Thanks to the mega-acclaim around the first season of The Walking Dead, the ‘Telltale model’ has been adopted by others. By this I don’t just mean the episodic release structure, but the formula of using dialogue-and-decisions, rather than traditional puzzles, to drive what are still broadly referred to as adventure games.
That’s now a bit of an imprecise term, but nobody has really settled on a consistent way to acknowledge that The Wolf Among Us and The Book of Unwritten Tales 2, despite certain similarities, lie on different parts of the adventuring spectrum. Something along the lines of ‘interactive novel’ often pops up as a possibility.
For the moment, Telltale-like seems to work well enough.
Dontnod’s Life is Strange is probably the highest profile of the current Telltale-like crop, but there are others in the indie scene trying to tell their own character-centered tales. The Detail is one such example, and Prologue Games’ Knee Deep will soon be another.
I’ve played through a half-hour preview build of this new series’ first episode (of three,) which means I don’t have a strong sense of where the plot is going, but can at least talk about some of the unusual mechanics and inventive staging.
Staging is the key word, really. Knee Deep presents itself as a theatrical production, complete with prop changes, ‘actors’ moving from scene to scene, and clever stylistic flourishes like roadside diner walls rolling back to reveal the building’s interior. It’s much more overt and literal than in, say, Kentucky Route Zero, where the scene transitions often have a theatrical aspect, but aren’t intended to denote an actual play. The 3D models are also a bit more ‘stock asset’ in look.
I’m not yet sure whether this choice of presentation will have any deeper, or meta-narrative meaning. It may simply be that the designers felt it would look cool. The approach is certainly novel, and (for better or worse) gives the player a sense of detachment from the proceedings. You’re watching, but also guiding, events that are even more explicitly fictional than usual.
Each episode of Knee Deep will have a different protagonist, with “cheeky blogger” (hey, that’s how they describe her) Romana Teague taking the lead in this first outing. I would argue that she can also be “hideous tabloid blogger” and “relentless truth crusader blogger” too, depending on how you have her act.
Teague is in the vicinity of Cypress Knee, a Florida town where one-time Hollywood star Tag Kern has just taken his own life. She has an editor on her case and an apparent history of screwing up the facts. Kern’s story might be the chance she needs to salvage some sort of career.
Knee Deep portrays this journalistic pressure by turning it into a periodic interlude where Teague has to file a new blog article based (however loosely) around the facts she’s uncovered in town. The articles are pre-written, but can be given a specific ‘spin’; edgy, tabloid or strictly dry and cautious.

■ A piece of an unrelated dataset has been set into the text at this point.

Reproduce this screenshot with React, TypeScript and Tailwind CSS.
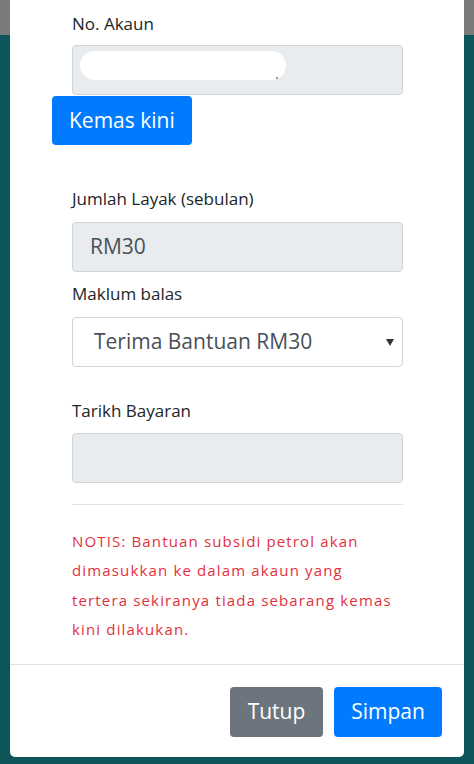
export default function App() {
  return (
    <div className="relative h-[764px] w-[474px] overflow-hidden bg-[#0e5559] font-['Open_Sans',sans-serif]">
      <div className="h-[35px] bg-[#7b7b7b]" />

      <div className="absolute left-[10px] right-[10px] top-0 bottom-[7px] flex flex-col rounded-b-[5px] bg-white">
        <div className="flex-1 pl-[62px] pr-[61px] pt-[11px]">
          <label className="block text-[17px] leading-[25px] text-[#212529]">No. Akaun</label>
          <div className="relative mt-[9px] h-[50px] rounded-[4px] border border-[#ced4da] bg-[#e9ecef]">
            <div className="absolute left-[7px] top-[5px] h-[29px] w-[206px] rounded-full bg-white" />
            <div className="absolute left-[203px] top-[31px] h-[2px] w-[2px] rounded-full bg-[#777]" />
          </div>
          <button className="-ml-[20px] mt-[1px] h-[49px] rounded-[4px] bg-[#007bff] px-[17px] text-[21px] text-white">
            Kemas kini
          </button>

          <label className="mt-[41px] block text-[17px] leading-[25px] text-[#212529]">Jumlah Layak (sebulan)</label>
          <div className="mt-[11px] flex h-[50px] items-center rounded-[4px] border border-[#ced4da] bg-[#e9ecef] px-[17px] text-[21px] text-[#495057]">
            RM30
          </div>

          <label className="mt-[9px] block text-[17px] leading-[25px] text-[#212529]">Maklum balas</label>
          <div className="mt-[11px] flex h-[50px] items-center justify-between rounded-[4px] border border-[#ced4da] bg-white pl-[21px] pr-[8px] text-[21px] text-[#495057]">
            <span>Terima Bantuan RM30</span>
            <svg width="8" height="7" viewBox="0 0 8 7">
              <path d="M0 0h8L4 7z" fill="#333" />
            </svg>
          </div>

          <label className="mt-[31px] block text-[17px] leading-[25px] text-[#212529]">Tarikh Bayaran</label>
          <div className="mt-[10px] h-[50px] rounded-[4px] border border-[#ced4da] bg-[#e9ecef]" />

          <div className="mt-[21px] h-px bg-[#dee2e6]" />

          <p className="mt-[22px] whitespace-nowrap text-[15px] leading-[29.3px] tracking-[1.15px] text-[#e3303e]">
            NOTIS: Bantuan subsidi petrol akan
            <br />
            dimasukkan ke dalam akaun yang
            <br />
            tertera sekiranya tiada sebarang kemas
            <br />
            kini dilakukan.
          </p>
        </div>

        <div className="flex justify-end gap-[11px] border-t border-[#dee2e6] pb-[20px] pr-[22px] pt-[22px]">
          <button className="h-[50px] w-[93px] rounded-[4px] bg-[#6c757d] text-[21px] text-white">Tutup</button>
          <button className="h-[50px] w-[108px] rounded-[4px] bg-[#007bff] text-[21px] text-white">Simpan</button>
        </div>
      </div>
    </div>
  );
}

Sensationalism will drive up the blog traffic and please your editor, but does have dialogue consequences.
I’d written a particularly crass piece about Kern feeling isolated and unsupported when he died, which his friends (unsurprisingly) were not too impressed by. If the episode can keep up that level of reactivity throughout, there could well be some interesting repercussions; either from the incessant drive to pander to what people will click on, or on Romana’s career if she stays too low key.
The journalistic interludes were a mechanic I’d not really seen before. In reductive terms they’re just another layer of abstracted dialogue for characters to react to, but these are always welcome in games like this based around branching paths and NPC interaction. The process of filtering and presenting information for your articles also allows the player some additional freedom of choice and agency.
That’s needed, because (so far at least) Knee Deep is extremely linear in its progression. Your main actor is bustled from scene-to-scene, with very little chance to walk or look around anything at your own pace. Without the blog-creation, my choices would basically have been limited to what I fancied saying and who to speak with first in a room. There are no puzzles, unless you count trying to discern which pieces of information are true.
This, of course, could all open up beyond the first half hour or so. But the stage-based presentation and the way the game conducts scene changes makes me suspect that it may not.
Dialogue choices are portrayed in the now semi-standard compass point ‘wheel’ which you can see in some of the images dotted throughout this piece. Like other games of this type, the summarised dialogue choices sometimes suffer from a slight lack of clarity, resulting in ‘you’ saying something slightly unexpected.
With most of the story still to unravel, there’s not a whole lot for me to go at there. I can say that it plays around with the timeline of events, hopping (I presume) forward to a point where Teague is being interviewed by police about her activities in town. There’s also a bizarre and not especially subtle Scientology stand-in called the Church of Us, who call their practitioners We-ists and give Romana a theta …err … ‘opto molecules’ test.
Success tends to be emulated, and Knee Deep takes clear structural inspiration from Telltale-like titles in its reactive dialogue and puzzle-less interactions. But it can’t be accused of being derivative in its presentation of events. Nor can I name any other games that have you penning scandalous blog entries about dead celebrities. That alone is enough to keep me interested.